## The task
Write out the material exactly, leaving every picture behind.

## Data lines
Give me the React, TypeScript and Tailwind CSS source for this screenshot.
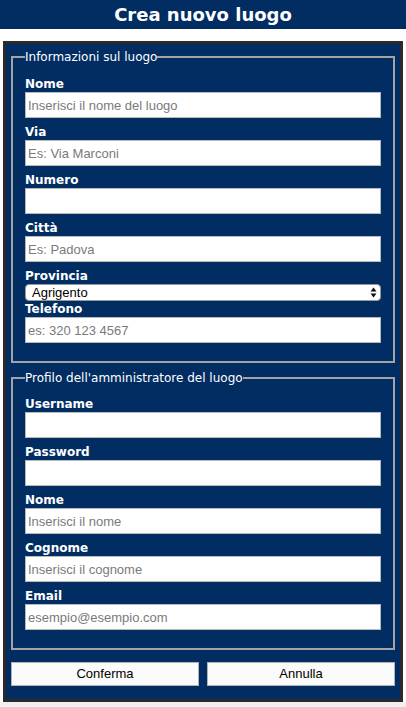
import { useState } from 'react';

const province = ['Agrigento', 'Alessandria', 'Ancona', 'Aosta', 'Arezzo', 'Padova', 'Roma', 'Venezia'];

function Field({ label, placeholder, type = 'text' }: { label: string; placeholder?: string; type?: string }) {
  return (
    <label className="block">
      <span className="block text-[12px] leading-4 font-bold text-white">{label}</span>
      <input
        type={type}
        placeholder={placeholder}
        className="block w-full h-[26px] mb-[6px] px-[2px] bg-white border border-[#b8b8b8] text-[13px] text-black font-['Liberation_Sans',Arial,sans-serif] placeholder:text-[#7a7a7a] outline-none"
      />
    </label>
  );
}

export default function App() {
  const [provincia, setProvincia] = useState('Agrigento');

  return (
    <div className="min-h-screen flex flex-col bg-white font-['DejaVu_Sans',Verdana,sans-serif]">
      <header className="h-[29px] bg-[#012d63] flex items-center justify-center">
        <h1 className="text-[18px] font-bold text-white leading-none">Crea nuovo luogo</h1>
      </header>

      <form
        className="mt-[12px] mx-[3px] border-[3px] border-[#2a2a2a] bg-[#012d63] px-[5px] pt-[5px] pb-[13px]"
        onSubmit={e => e.preventDefault()}
      >
        <fieldset className="border-2 border-[#a3a3a3] px-[12px] pt-[11px] pb-[12px] m-0">
          <legend className="text-[12px] leading-4 text-white px-0">Informazioni sul luogo</legend>
          <Field label="Nome" placeholder="Inserisci il nome del luogo" />
          <Field label="Via" placeholder="Es: Via Marconi" />
          <Field label="Numero" />
          <Field label="Città" placeholder="Es: Padova" />

          <label className="block">
            <span className="block text-[12px] leading-4 font-bold text-white">Provincia</span>
            <div className="relative">
              <select
                value={provincia}
                onChange={e => setProvincia(e.target.value)}
                className="block w-full h-[17px] appearance-none rounded-[4px] border border-[#9a9a9a] bg-white pl-[6px] text-[13px] leading-[15px] text-black font-['Liberation_Sans',Arial,sans-serif] outline-none"
              >
                {province.map(p => (
                  <option key={p}>{p}</option>
                ))}
              </select>
              <svg className="absolute right-[4px] top-[3px] pointer-events-none" width="7" height="11" viewBox="0 0 7 11">
                <path d="M3.5 0.5 L6.5 4.5 L0.5 4.5 Z" fill="#111" />
                <path d="M3.5 10.5 L6.5 6.5 L0.5 6.5 Z" fill="#111" />
              </svg>
            </div>
          </label>

          <Field label="Telefono" placeholder="es: 320 123 4567" type="tel" />
        </fieldset>

        <fieldset className="mt-[7px] border-2 border-[#a3a3a3] px-[12px] pt-[10px] pb-[12px] m-0">
          <legend className="text-[12px] leading-4 text-white px-0">Profilo dell'amministratore del luogo</legend>
          <Field label="Username" />
          <Field label="Password" type="password" />
          <Field label="Nome" placeholder="Inserisci il nome" />
          <Field label="Cognome" placeholder="Inserisci il cognome" />
          <Field label="Email" placeholder="esempio@esempio.com" type="email" />
        </fieldset>

        <div className="mt-[12px] grid grid-cols-2 gap-[8px]">
          <button
            type="submit"
            className="h-[24px] bg-[#fbfbfb] border border-[#b4b4b4] text-[13px] text-black font-['Liberation_Sans',Arial,sans-serif]"
          >
            Conferma
          </button>
          <button
            type="button"
            className="h-[24px] bg-[#fbfbfb] border border-[#b4b4b4] text-[13px] text-black font-['Liberation_Sans',Arial,sans-serif]"
          >
            Annulla
          </button>
        </div>
      </form>

      <div className="flex-1 bg-[#f0f0f0]" />
    </div>
  );
}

## Written response
Give me the React, TypeScript and Tailwind CSS source for this screenshot.
import { useState } from 'react';

const province = ['Agrigento', 'Alessandria', 'Ancona', 'Aosta', 'Arezzo', 'Padova', 'Roma', 'Venezia'];

function Field({ label, placeholder, type = 'text' }: { label: string; placeholder?: string; type?: string }) {
  return (
    <label className="block">
      <span className="block text-[12px] leading-4 font-bold text-white">{label}</span>
      <input
        type={type}
        placeholder={placeholder}
        className="block w-full h-[26px] mb-[6px] px-[2px] bg-white border border-[#b8b8b8] text-[13px] text-black font-['Liberation_Sans',Arial,sans-serif] placeholder:text-[#7a7a7a] outline-none"
      />
    </label>
  );
}

export default function App() {
  const [provincia, setProvincia] = useState('Agrigento');

  return (
    <div className="min-h-screen flex flex-col bg-white font-['DejaVu_Sans',Verdana,sans-serif]">
      <header className="h-[29px] bg-[#012d63] flex items-center justify-center">
        <h1 className="text-[18px] font-bold text-white leading-none">Crea nuovo luogo</h1>
      </header>

      <form
        className="mt-[12px] mx-[3px] border-[3px] border-[#2a2a2a] bg-[#012d63] px-[5px] pt-[5px] pb-[13px]"
        onSubmit={e => e.preventDefault()}
      >
        <fieldset className="border-2 border-[#a3a3a3] px-[12px] pt-[11px] pb-[12px] m-0">
          <legend className="text-[12px] leading-4 text-white px-0">Informazioni sul luogo</legend>
          <Field label="Nome" placeholder="Inserisci il nome del luogo" />
          <Field label="Via" placeholder="Es: Via Marconi" />
          <Field label="Numero" />
          <Field label="Città" placeholder="Es: Padova" />

          <label className="block">
            <span className="block text-[12px] leading-4 font-bold text-white">Provincia</span>
            <div className="relative">
              <select
                value={provincia}
                onChange={e => setProvincia(e.target.value)}
                className="block w-full h-[17px] appearance-none rounded-[4px] border border-[#9a9a9a] bg-white pl-[6px] text-[13px] leading-[15px] text-black font-['Liberation_Sans',Arial,sans-serif] outline-none"
              >
                {province.map(p => (
                  <option key={p}>{p}</option>
                ))}
              </select>
              <svg className="absolute right-[4px] top-[3px] pointer-events-none" width="7" height="11" viewBox="0 0 7 11">
                <path d="M3.5 0.5 L6.5 4.5 L0.5 4.5 Z" fill="#111" />
                <path d="M3.5 10.5 L6.5 6.5 L0.5 6.5 Z" fill="#111" />
              </svg>
            </div>
          </label>

          <Field label="Telefono" placeholder="es: 320 123 4567" type="tel" />
        </fieldset>

        <fieldset className="mt-[7px] border-2 border-[#a3a3a3] px-[12px] pt-[10px] pb-[12px] m-0">
          <legend className="text-[12px] leading-4 text-white px-0">Profilo dell'amministratore del luogo</legend>
          <Field label="Username" />
          <Field label="Password" type="password" />
          <Field label="Nome" placeholder="Inserisci il nome" />
          <Field label="Cognome" placeholder="Inserisci il cognome" />
          <Field label="Email" placeholder="esempio@esempio.com" type="email" />
        </fieldset>

        <div className="mt-[12px] grid grid-cols-2 gap-[8px]">
          <button
            type="submit"
            className="h-[24px] bg-[#fbfbfb] border border-[#b4b4b4] text-[13px] text-black font-['Liberation_Sans',Arial,sans-serif]"
          >
            Conferma
          </button>
          <button
            type="button"
            className="h-[24px] bg-[#fbfbfb] border border-[#b4b4b4] text-[13px] text-black font-['Liberation_Sans',Arial,sans-serif]"
          >
            Annulla
          </button>
        </div>
      </form>

      <div className="flex-1 bg-[#f0f0f0]" />
    </div>
  );
}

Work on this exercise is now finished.